Regarding the choice of LLM, we mirrored choices made in competing watermarks that we benchmarked against, incl. Inverse Transform, SynthID, and Correlated Channel (see refs. [11,13,16] in the paper) - namely, using Llama and Mistral models – allowing us to compare our methods with previously published benchmarks. We made this choice for replicability purposes and so our findings can be compared with existing published work. Note that our watermarks target all application scenarios, so we did not adopt LLMs designed specifically for coding.
Reference: [R1] Fairoze, Jaiden, et al. "Publicly-Detectable Watermarking for Language Models." IACR Communications in Cryptology 1.4 (2025).
Thank you again for the comments and helpful feedback! We have submitted a detailed rebuttal addressing the points you raised. We would be grateful if you could let us know whether your concerns have been resolved. We are happy to answer any follow-up questions you may have.
This paper designs LLM watermarks for challenging low-entropy text by framing the task as an optimization problem. The goal is to maximize the watermark's detection signal by correlating the output with random side information, while simultaneously minimizing distortion to the original text. This framework yields two new, tunable watermarks: SimplexWater, which uses a binary score function rooted in coding theory, and HeavyWater, which uses a more flexible continuous score. Through both theoretical analysis and empirical experiments, the paper shows these methods achieve better detectability compared to existing schemes, particularly in low-entropy scenarios like code generation.

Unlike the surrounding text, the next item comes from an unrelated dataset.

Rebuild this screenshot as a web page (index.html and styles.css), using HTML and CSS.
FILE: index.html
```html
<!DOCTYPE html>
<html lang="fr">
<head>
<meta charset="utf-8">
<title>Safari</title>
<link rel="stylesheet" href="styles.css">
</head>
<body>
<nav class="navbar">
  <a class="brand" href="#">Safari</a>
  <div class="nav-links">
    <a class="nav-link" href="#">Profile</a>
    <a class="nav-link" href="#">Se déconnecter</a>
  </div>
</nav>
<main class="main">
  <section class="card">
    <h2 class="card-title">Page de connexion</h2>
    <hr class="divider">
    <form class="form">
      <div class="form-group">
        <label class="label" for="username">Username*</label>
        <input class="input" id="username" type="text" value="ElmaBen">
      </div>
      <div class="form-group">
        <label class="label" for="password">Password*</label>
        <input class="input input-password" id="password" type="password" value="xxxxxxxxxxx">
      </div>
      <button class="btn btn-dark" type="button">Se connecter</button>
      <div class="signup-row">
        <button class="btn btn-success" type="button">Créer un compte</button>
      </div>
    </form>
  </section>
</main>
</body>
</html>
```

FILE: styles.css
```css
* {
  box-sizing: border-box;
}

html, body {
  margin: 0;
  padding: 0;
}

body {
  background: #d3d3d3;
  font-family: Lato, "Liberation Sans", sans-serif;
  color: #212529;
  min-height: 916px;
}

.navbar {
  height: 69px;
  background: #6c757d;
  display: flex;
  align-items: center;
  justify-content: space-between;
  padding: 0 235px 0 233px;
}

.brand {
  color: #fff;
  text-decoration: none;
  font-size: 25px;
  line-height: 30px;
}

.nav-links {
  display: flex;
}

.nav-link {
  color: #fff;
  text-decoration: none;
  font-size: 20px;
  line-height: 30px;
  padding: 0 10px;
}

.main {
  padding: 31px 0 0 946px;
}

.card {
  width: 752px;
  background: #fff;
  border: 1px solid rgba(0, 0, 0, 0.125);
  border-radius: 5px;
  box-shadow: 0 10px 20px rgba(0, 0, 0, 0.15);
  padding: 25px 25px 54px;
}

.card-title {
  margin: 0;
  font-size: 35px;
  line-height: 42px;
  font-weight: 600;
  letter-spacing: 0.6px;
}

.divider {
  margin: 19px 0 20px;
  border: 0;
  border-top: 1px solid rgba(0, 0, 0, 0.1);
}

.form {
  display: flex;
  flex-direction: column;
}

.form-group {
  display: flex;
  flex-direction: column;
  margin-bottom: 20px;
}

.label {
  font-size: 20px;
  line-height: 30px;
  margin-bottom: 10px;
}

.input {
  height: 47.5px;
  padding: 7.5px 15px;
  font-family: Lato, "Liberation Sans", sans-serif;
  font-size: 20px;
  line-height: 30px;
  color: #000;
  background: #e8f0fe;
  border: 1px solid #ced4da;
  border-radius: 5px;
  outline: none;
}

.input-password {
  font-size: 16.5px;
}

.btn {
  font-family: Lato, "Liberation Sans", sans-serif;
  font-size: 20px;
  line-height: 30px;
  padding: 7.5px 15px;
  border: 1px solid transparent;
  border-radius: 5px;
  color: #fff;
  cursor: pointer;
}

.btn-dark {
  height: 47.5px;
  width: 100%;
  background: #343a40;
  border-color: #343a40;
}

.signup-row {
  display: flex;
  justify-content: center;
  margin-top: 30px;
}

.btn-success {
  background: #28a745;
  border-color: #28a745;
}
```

The paper's primary strength is how it nicely formalizes the problem of constructing a good watermark as an optimization task. This perspective is not only very interesting, but it also generalizes and improves upon popular methods. Solving this optimization problem yields two practical watermarks, HeavyWater and SimplexWater. The effectiveness of these methods is supported both in theory and in experiments. The latter was made stronger in the rebuttal when the authors added results on key downstream metrics like pass@k, demonstrating that the watermarks preserve the functional quality of generated code.
The most significant initial concerns centered on computational efficiency and the practical impact on generated code. However, the authors effectively addressed these by clarifying that the per-token optimization overhead is constant and becomes negligible for large models. The paper's focus is on detectability and quality and lacking on robustness to attacks, which is okay but something that should ideally be analyzed in a watermarking paper. Simple attacks like typos are studied, but not more sophisticated ones like rewrites or word subsitutions. Similarly, the theoretical analysis relies on an idealized i.i.d. assumption for side information, though the authors' experiments show the methods still perform well with more realistic randomness.